→ Work instructions
Reproduce each line of the material exactly, minus any picture.

→ Provided data

***

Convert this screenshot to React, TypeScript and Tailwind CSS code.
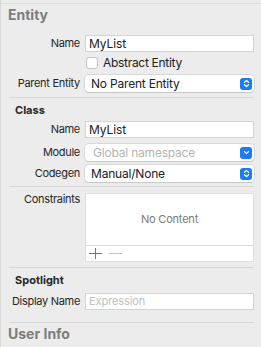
import React from "react";

const font = { fontFamily: "Inter, 'Noto Sans', sans-serif" };

const Stepper: React.FC = () => (
  <span className="w-[12px] h-[12px] rounded-[3px] bg-[#1a7cf5] flex items-center justify-center">
    <svg width="7" height="9" viewBox="0 0 7 9" fill="none" stroke="white" strokeWidth="1.3" strokeLinecap="round" strokeLinejoin="round">
      <path d="M1.5 3.2 L3.5 1.4 L5.5 3.2" />
      <path d="M1.5 5.8 L3.5 7.6 L5.5 5.8" />
    </svg>
  </span>
);

const Chevron: React.FC = () => (
  <span className="w-[12px] h-[12px] rounded-[3px] bg-[#1a7cf5] flex items-center justify-center">
    <svg width="7" height="7" viewBox="0 0 7 7" fill="none" stroke="white" strokeWidth="1.3" strokeLinecap="round" strokeLinejoin="round">
      <path d="M1.5 2.6 L3.5 4.6 L5.5 2.6" />
    </svg>
  </span>
);

const Label: React.FC<{ children: React.ReactNode }> = ({ children }) => (
  <span className="w-[80px] text-right text-[11px] tracking-[-0.3px] text-[#262626] shrink-0">{children}</span>
);

const Field: React.FC<{ value?: string; placeholder?: string }> = ({ value, placeholder }) => (
  <div className="flex-1 h-[17px] bg-white border border-[#d3d3d3] flex items-center pl-[3px] text-[12px] leading-none tracking-[-0.1px]">
    {value ? <span className="text-[#222]">{value}</span> : <span className="text-[#c0c0c0] text-[11px]">{placeholder}</span>}
  </div>
);

const Popup: React.FC<{ value: string; dim?: boolean; chevron?: boolean }> = ({ value, dim, chevron }) => (
  <div className="flex-1 h-[17px] bg-white rounded-[4px] shadow-[0_0_0_0.5px_#c8c8c8,0_0.5px_1px_rgba(0,0,0,0.15)] flex items-center justify-between pr-[2px]">
    <span className={dim ? "pl-[8px] text-[12px] tracking-[-0.2px] text-[#b4b4b4]" : "pl-[6px] text-[12px] tracking-[-0.2px] text-[#222]"}>{value}</span>
    {chevron ? <Chevron /> : <Stepper />}
  </div>
);

const Divider: React.FC<{ className?: string }> = ({ className }) => (
  <div className={`ml-[9px] mr-[7px] h-px bg-[#d6d6d6] ${className ?? ""}`} />
);

const Row: React.FC<{ label: string; children: React.ReactNode; className?: string }> = ({ label, children, className }) => (
  <div className={`h-[17px] flex items-center gap-[5px] pr-[7px] ${className ?? ""}`}>
    <Label>{label}</Label>
    {children}
  </div>
);

const Heading: React.FC<{ children: React.ReactNode; big?: boolean; className?: string }> = ({ children, big, className }) => (
  <div
    className={
      big
        ? `pl-[8px] pt-[4px] leading-[14px] text-[14px] font-bold text-[#7d7d7d] ${className ?? ""}`
        : `pl-[15px] pt-[5px] leading-[14px] text-[11px] font-bold text-[#262626] ${className ?? ""}`
    }
  >
    {children}
  </div>
);

export default function App() {
  return (
    <div className="w-[261px] h-[347px] bg-[#ececec] overflow-hidden relative flex flex-col" style={font}>
      <div className="absolute left-0 top-0 bottom-0 w-px bg-[#d9d9d9]" />
      <div className="h-[4px] shrink-0 border-b border-[#dedede]" />

      <Heading big className="h-[31px] shrink-0">Entity</Heading>

      <Row label="Name">
        <Field value="MyList" />
      </Row>
      <div className="flex items-center pl-[86px] mt-[4px] h-[13px] shrink-0">
        <span className="w-[12px] h-[12px] bg-white border border-[#c2c2c2] rounded-[3px]" />
        <span className="ml-[5px] text-[12px] tracking-[-0.3px] text-[#222]">Abstract Entity</span>
      </div>
      <Row label="Parent Entity" className="mt-[6px] shrink-0">
        <Popup value="No Parent Entity" />
      </Row>

      <Divider className="mt-[5px] shrink-0" />

      <Heading className="h-[23px] shrink-0">Class</Heading>
      <Row label="Name" className="shrink-0">
        <Field value="MyList" />
      </Row>
      <Row label="Module" className="mt-[6px] shrink-0">
        <Popup value="Global namespace" dim chevron />
      </Row>
      <Row label="Codegen" className="mt-[4px] shrink-0">
        <Popup value="Manual/None" />
      </Row>

      <Divider className="mt-[4px] shrink-0" />

      <div className="flex items-start gap-[5px] pr-[7px] mt-[6px] shrink-0">
        <span className="w-[80px] text-right text-[11px] leading-[11px] tracking-[-0.3px] text-[#262626] pt-[1px]">Constraints</span>
        <div className="flex-1 h-[69px] bg-white border border-[#e0e0e0] flex flex-col">
          <div className="flex-1 flex items-center justify-center text-[11px] tracking-[-0.2px] text-[#7a7a7a]">No Content</div>
          <div className="h-[16px] border-t border-[#dadada] flex items-center pl-[3px] gap-[7px]">
            <svg width="13" height="11" viewBox="0 0 13 11" stroke="#777777" strokeWidth="1">
              <path d="M6.5 0 V11 M0 5.5 H13" />
            </svg>
            <svg width="13" height="11" viewBox="0 0 13 11" stroke="#c2c2c2" strokeWidth="1">
              <path d="M0 5.5 H13" />
            </svg>
          </div>
        </div>
      </div>

      <Divider className="mt-[5px] shrink-0" />

      <Heading className="h-[25px] shrink-0">Spotlight</Heading>
      <Row label="Display Name" className="shrink-0">
        <Field placeholder="Expression" />
      </Row>

      <Divider className="mt-[12px] shrink-0" />

      <Heading big className="shrink-0">User Info</Heading>
    </div>
  );
}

***

→ Final answer
Convert this screenshot to React, TypeScript and Tailwind CSS code.
import React from "react";

const font = { fontFamily: "Inter, 'Noto Sans', sans-serif" };

const Stepper: React.FC = () => (
  <span className="w-[12px] h-[12px] rounded-[3px] bg-[#1a7cf5] flex items-center justify-center">
    <svg width="7" height="9" viewBox="0 0 7 9" fill="none" stroke="white" strokeWidth="1.3" strokeLinecap="round" strokeLinejoin="round">
      <path d="M1.5 3.2 L3.5 1.4 L5.5 3.2" />
      <path d="M1.5 5.8 L3.5 7.6 L5.5 5.8" />
    </svg>
  </span>
);

const Chevron: React.FC = () => (
  <span className="w-[12px] h-[12px] rounded-[3px] bg-[#1a7cf5] flex items-center justify-center">
    <svg width="7" height="7" viewBox="0 0 7 7" fill="none" stroke="white" strokeWidth="1.3" strokeLinecap="round" strokeLinejoin="round">
      <path d="M1.5 2.6 L3.5 4.6 L5.5 2.6" />
    </svg>
  </span>
);

const Label: React.FC<{ children: React.ReactNode }> = ({ children }) => (
  <span className="w-[80px] text-right text-[11px] tracking-[-0.3px] text-[#262626] shrink-0">{children}</span>
);

const Field: React.FC<{ value?: string; placeholder?: string }> = ({ value, placeholder }) => (
  <div className="flex-1 h-[17px] bg-white border border-[#d3d3d3] flex items-center pl-[3px] text-[12px] leading-none tracking-[-0.1px]">
    {value ? <span className="text-[#222]">{value}</span> : <span className="text-[#c0c0c0] text-[11px]">{placeholder}</span>}
  </div>
);

const Popup: React.FC<{ value: string; dim?: boolean; chevron?: boolean }> = ({ value, dim, chevron }) => (
  <div className="flex-1 h-[17px] bg-white rounded-[4px] shadow-[0_0_0_0.5px_#c8c8c8,0_0.5px_1px_rgba(0,0,0,0.15)] flex items-center justify-between pr-[2px]">
    <span className={dim ? "pl-[8px] text-[12px] tracking-[-0.2px] text-[#b4b4b4]" : "pl-[6px] text-[12px] tracking-[-0.2px] text-[#222]"}>{value}</span>
    {chevron ? <Chevron /> : <Stepper />}
  </div>
);

const Divider: React.FC<{ className?: string }> = ({ className }) => (
  <div className={`ml-[9px] mr-[7px] h-px bg-[#d6d6d6] ${className ?? ""}`} />
);

const Row: React.FC<{ label: string; children: React.ReactNode; className?: string }> = ({ label, children, className }) => (
  <div className={`h-[17px] flex items-center gap-[5px] pr-[7px] ${className ?? ""}`}>
    <Label>{label}</Label>
    {children}
  </div>
);

const Heading: React.FC<{ children: React.ReactNode; big?: boolean; className?: string }> = ({ children, big, className }) => (
  <div
    className={
      big
        ? `pl-[8px] pt-[4px] leading-[14px] text-[14px] font-bold text-[#7d7d7d] ${className ?? ""}`
        : `pl-[15px] pt-[5px] leading-[14px] text-[11px] font-bold text-[#262626] ${className ?? ""}`
    }
  >
    {children}
  </div>
);

export default function App() {
  return (
    <div className="w-[261px] h-[347px] bg-[#ececec] overflow-hidden relative flex flex-col" style={font}>
      <div className="absolute left-0 top-0 bottom-0 w-px bg-[#d9d9d9]" />
      <div className="h-[4px] shrink-0 border-b border-[#dedede]" />

      <Heading big className="h-[31px] shrink-0">Entity</Heading>

      <Row label="Name">
        <Field value="MyList" />
      </Row>
      <div className="flex items-center pl-[86px] mt-[4px] h-[13px] shrink-0">
        <span className="w-[12px] h-[12px] bg-white border border-[#c2c2c2] rounded-[3px]" />
        <span className="ml-[5px] text-[12px] tracking-[-0.3px] text-[#222]">Abstract Entity</span>
      </div>
      <Row label="Parent Entity" className="mt-[6px] shrink-0">
        <Popup value="No Parent Entity" />
      </Row>

      <Divider className="mt-[5px] shrink-0" />

      <Heading className="h-[23px] shrink-0">Class</Heading>
      <Row label="Name" className="shrink-0">
        <Field value="MyList" />
      </Row>
      <Row label="Module" className="mt-[6px] shrink-0">
        <Popup value="Global namespace" dim chevron />
      </Row>
      <Row label="Codegen" className="mt-[4px] shrink-0">
        <Popup value="Manual/None" />
      </Row>

      <Divider className="mt-[4px] shrink-0" />

      <div className="flex items-start gap-[5px] pr-[7px] mt-[6px] shrink-0">
        <span className="w-[80px] text-right text-[11px] leading-[11px] tracking-[-0.3px] text-[#262626] pt-[1px]">Constraints</span>
        <div className="flex-1 h-[69px] bg-white border border-[#e0e0e0] flex flex-col">
          <div className="flex-1 flex items-center justify-center text-[11px] tracking-[-0.2px] text-[#7a7a7a]">No Content</div>
          <div className="h-[16px] border-t border-[#dadada] flex items-center pl-[3px] gap-[7px]">
            <svg width="13" height="11" viewBox="0 0 13 11" stroke="#777777" strokeWidth="1">
              <path d="M6.5 0 V11 M0 5.5 H13" />
            </svg>
            <svg width="13" height="11" viewBox="0 0 13 11" stroke="#c2c2c2" strokeWidth="1">
              <path d="M0 5.5 H13" />
            </svg>
          </div>
        </div>
      </div>

      <Divider className="mt-[5px] shrink-0" />

      <Heading className="h-[25px] shrink-0">Spotlight</Heading>
      <Row label="Display Name" className="shrink-0">
        <Field placeholder="Expression" />
      </Row>

      <Divider className="mt-[12px] shrink-0" />

      <Heading big className="shrink-0">User Info</Heading>
    </div>
  );
}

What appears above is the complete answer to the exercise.